Dream of the Red Chamber
All of these apparent impossibilities are directly connected to the family history of the characters, inter-connecting relationships, past sins and the cultural mores of the time, which form an intricate maze of illusions and treachery – which is navigated by Lai Shang-Rong. A bright government official whose impressive casebook lifted him from the rank of lowly prefect to full-fledged Inspector of the Ministry of Justice. He's enjoyable and energetic investigator who sees mere trickery were others are blinded by the apparent supernatural, but his final conclusion has a blemish or two.

The first one is that the clueing is rather sparse and the second one is the revelation of what's behind this extraordinary chain of events, which is rather anticlimactic as it does not show any kind of grand design one expects from such a elaborate, twisted and complicated plot. However, this is partially made up when an intervening force is revealed to have meddled in the murders and the motive for the interference is what makes The Murder in the Red Chamber a genuine original piece of crime-fiction.

So, The Murder in the Red Chamber is far from being a classic in its own right, but the large scope of the story, the maze-like nature of the plot, the plethora of impossible situations and the final explanation definitely makes the book worth a shot. In particular if you're a fan of locked room conundrums, historical mysteries, foreign crime novels, pastiches or simply loved the source material that Ashibe drew upon for this book.
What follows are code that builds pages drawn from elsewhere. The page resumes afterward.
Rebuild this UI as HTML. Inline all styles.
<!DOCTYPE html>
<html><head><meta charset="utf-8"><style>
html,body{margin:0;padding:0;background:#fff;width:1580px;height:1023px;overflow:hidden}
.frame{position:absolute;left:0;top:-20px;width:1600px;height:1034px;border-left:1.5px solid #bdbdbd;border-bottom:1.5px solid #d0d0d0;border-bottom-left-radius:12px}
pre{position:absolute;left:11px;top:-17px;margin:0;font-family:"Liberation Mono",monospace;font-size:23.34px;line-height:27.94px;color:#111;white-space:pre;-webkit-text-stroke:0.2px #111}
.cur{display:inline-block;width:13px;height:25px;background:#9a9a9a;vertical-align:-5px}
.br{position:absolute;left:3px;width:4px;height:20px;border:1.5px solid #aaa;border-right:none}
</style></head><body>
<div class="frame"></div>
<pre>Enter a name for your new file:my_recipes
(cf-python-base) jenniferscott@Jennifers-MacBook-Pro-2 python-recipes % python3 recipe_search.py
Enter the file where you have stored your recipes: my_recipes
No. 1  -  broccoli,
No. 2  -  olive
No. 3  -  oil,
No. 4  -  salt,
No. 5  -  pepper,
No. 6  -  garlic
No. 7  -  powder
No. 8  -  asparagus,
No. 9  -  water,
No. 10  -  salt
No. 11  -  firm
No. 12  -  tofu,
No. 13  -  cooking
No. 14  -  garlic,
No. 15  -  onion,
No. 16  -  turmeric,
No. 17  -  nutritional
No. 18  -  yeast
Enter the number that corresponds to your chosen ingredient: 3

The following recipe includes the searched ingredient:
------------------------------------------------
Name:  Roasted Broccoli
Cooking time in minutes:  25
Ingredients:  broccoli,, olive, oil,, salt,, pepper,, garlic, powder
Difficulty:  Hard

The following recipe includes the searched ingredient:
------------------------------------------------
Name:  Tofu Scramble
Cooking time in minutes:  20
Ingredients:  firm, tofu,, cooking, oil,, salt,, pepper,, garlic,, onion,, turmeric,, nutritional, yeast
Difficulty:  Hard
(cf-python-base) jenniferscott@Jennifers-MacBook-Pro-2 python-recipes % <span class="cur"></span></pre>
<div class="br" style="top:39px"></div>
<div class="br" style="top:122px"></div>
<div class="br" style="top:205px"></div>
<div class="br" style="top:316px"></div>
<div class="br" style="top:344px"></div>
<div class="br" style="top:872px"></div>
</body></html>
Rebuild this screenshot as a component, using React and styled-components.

A note for the curious: some time ago, I took an enthusiastic shot at reading one of The Four Great Classical Novels of Chinese Literature, A Journey to the West (c. 1592) by Wu Cheng'en, which consists of two-thousand pages and the faithful, but terse, translation covered four volumes. Actually, the first volume, detailing Sun Wukong's rebellion against Heaven, was very readable, but got burned out in the second volume. It's a great and fantastic epic, but not the kind of literature that lends itself for binge reading. However, I still want to return to the third and fourth volume, because I still remember where I ended (the kidnapping of Tang Sanzang).

So far another one of my overlong, rambling reviews. I'll try and make an effort to ease off on the impossible crimes, but again, no promises.


  1. Ah, I just got this from my local Kindle store as I read somewhere that it garnered a Shin Honkaku award. Slightly disappointed to read that it's clues and resolution are somewhat underwhelming.

    P.S. For someone who dislikes Kindaichi, you seem aware of many of the titles. :P

    1. Well, the overall story is good enough to forgive its weaknesses and in particular the revelation of the intervening hand, which is wonderfully motivated. And then there's the feast of impossibilities!

      Initially, I gave up on Kindaichi after the first three or four volumes, but I believe it was Ho-Ling who encouraged me to try a few more. In any case, they were great hate reads.

    2. I think earlier Kindaichi volumes tend to be the weakest, when they were written by Yōzaburō Kanari, the exception perhaps being 'Headless Samurai Murder Case'. There are some very solid entries written by Seimaru Amagi.

      Unfortunately, the only ones translated into English are those by Yōzaburō Kanari. :(

    3. I have not read the one about the Headless Samurai, but I think Kanari's best was House of Wax. However, I'm sure that human copying machine "borrowed" the plot from an untranslated Japanese mystery novel.

  2. I haven't read this book yet, though I do have a (Japanese) copy of it. The premise reminds me Fuutarou YAMADA's Youi Kinpeibai, which was based on Ming dynasty novel Jin Ping Mei. And yep, a lot of those old Chinese books have ridiculously long list of characters. Books like The Water Margin, Record of the Three Kingdoms and Investiture of the Gods (Houshin Engi) have hundreds of characters of some to major importance.

    Ashibe does like his pastiches and bibliomysteries, and he can conjure up some really surprising stuff with that at times. A short story collection I recently read (the review will appear in....ah, you know the story) opened with a story with a so-so impossible crime (alibi) story, but the way it reveals itself to be a bibliomystery is fantastic.

    I love Journey to the West. After Wukong's revolt against Heaven and the party members are assembled, the book takes on an episodic structure (new place, new monsters). It's very much like an RPG, now I think about it. But that does mean it's perhaps better read in short sessions, rather than binge-reading it, as it can become a bit tiresome/predictable then.

  3. Yes, even the Hoshin Engi manga had a ridiculously large and sprawling cast, which might as well have cracked triple digits. I don't exactly remember if it did, because it has been some years since I read it.